Revisit your compound interest plan when any of the following happens:
- Your income rises or falls
- You pay off a credit card, loan, or other major debt
- You finish building an emergency fund
- You begin or end a side hustle income stream
- Your household budget changes meaningfully
- You buy a home, refinance, or reconsider mortgage prepayments
- Your target retirement age changes
- Your risk tolerance or asset mix changes
If none of those happen, a quarterly review is still sensible. The purpose is not to chase better projections every few weeks. It is to make sure your monthly investing growth still matches your real household capacity.
Here is a simple action plan you can use today:
- Choose a starting amount. Pick a monthly contribution that is realistic for your current budget.
- Set three return assumptions. Use conservative, baseline, and optimistic cases rather than one precise guess.
- Run the numbers for your current age. Estimate future value at your likely target date.
- Create a second scenario. Increase the monthly amount by a modest step and compare outcomes.
- Automate the baseline. Make the default contribution happen without relying on motivation.
- Review monthly. Confirm that contributions happened and note any exceptions.
- Update quarterly. Recalculate if income, debt, or major expenses changed.
- Raise contributions deliberately. Tie increases to raises, debt payoff milestones, or reduced spending.

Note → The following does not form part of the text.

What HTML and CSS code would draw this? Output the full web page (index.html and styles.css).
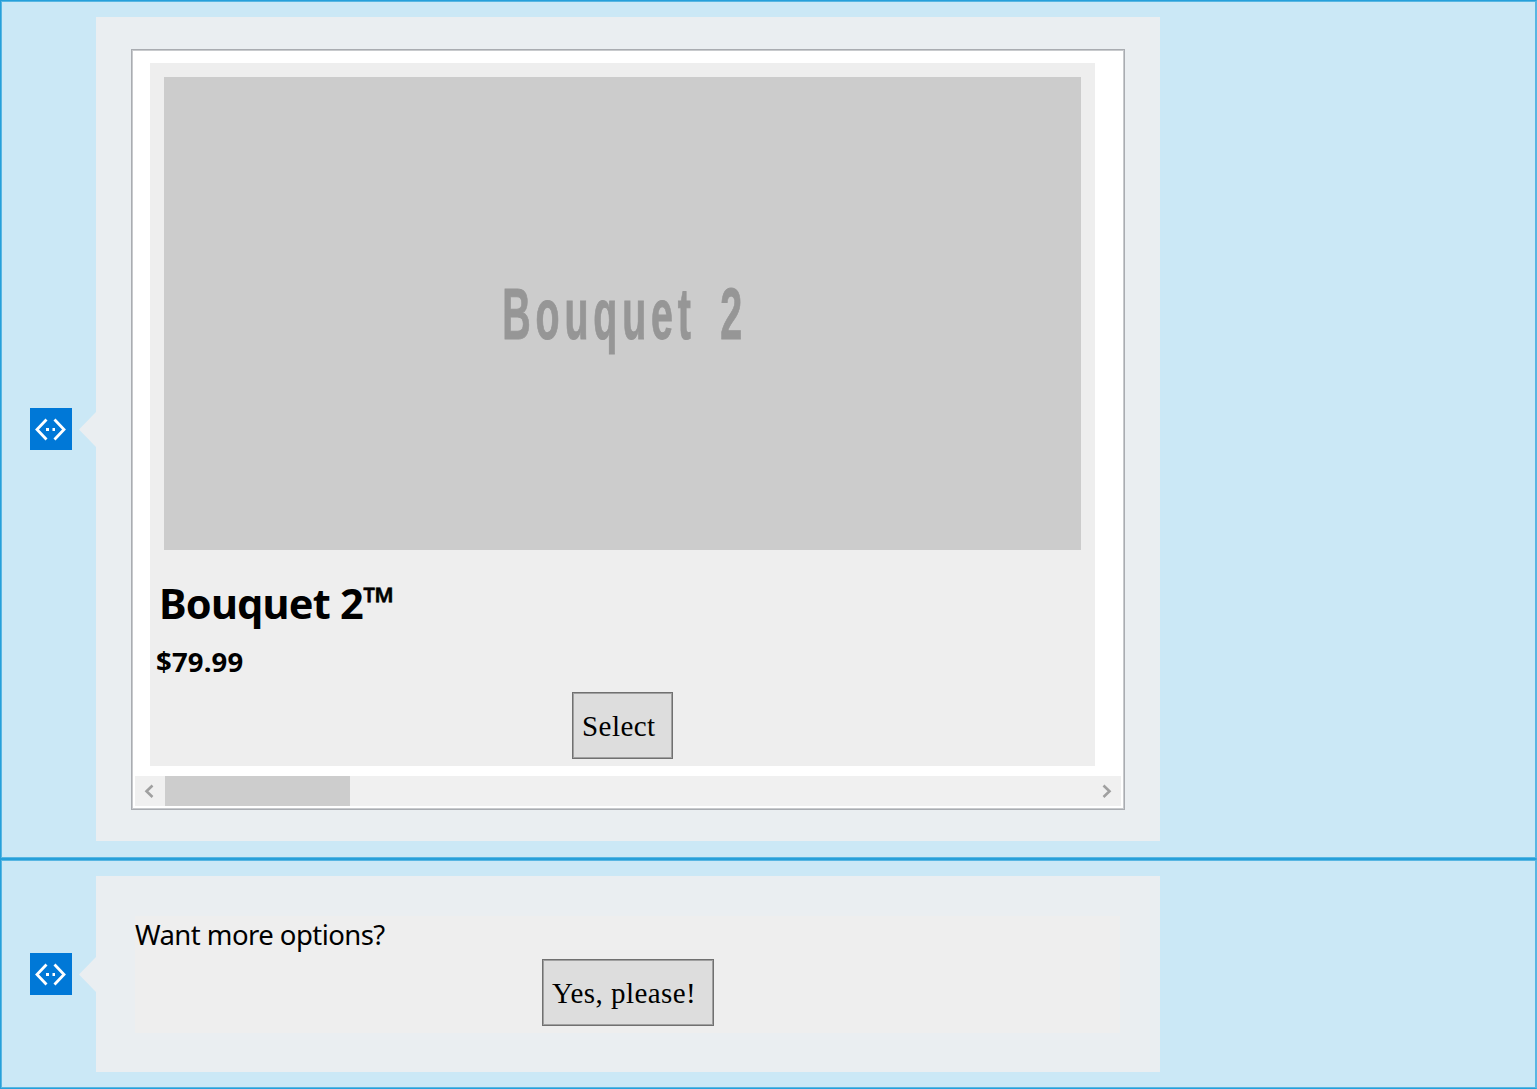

If you need extra room in your budget to increase investing, one useful short-term tactic is trimming discretionary spending for a defined period rather than making vague promises to “spend less.” See No-Spend Challenge Ideas That Actually Save Money: A Category-by-Category Guide.
The most useful takeaway is this: compound interest by age is not just a chart you glance at once. It is a recurring planning tool. As your earnings, expenses, debts, and goals evolve, the smartest move is to update the variables, compare scenarios, and keep your monthly investing habit intact. The numbers will change. The process should stay steady.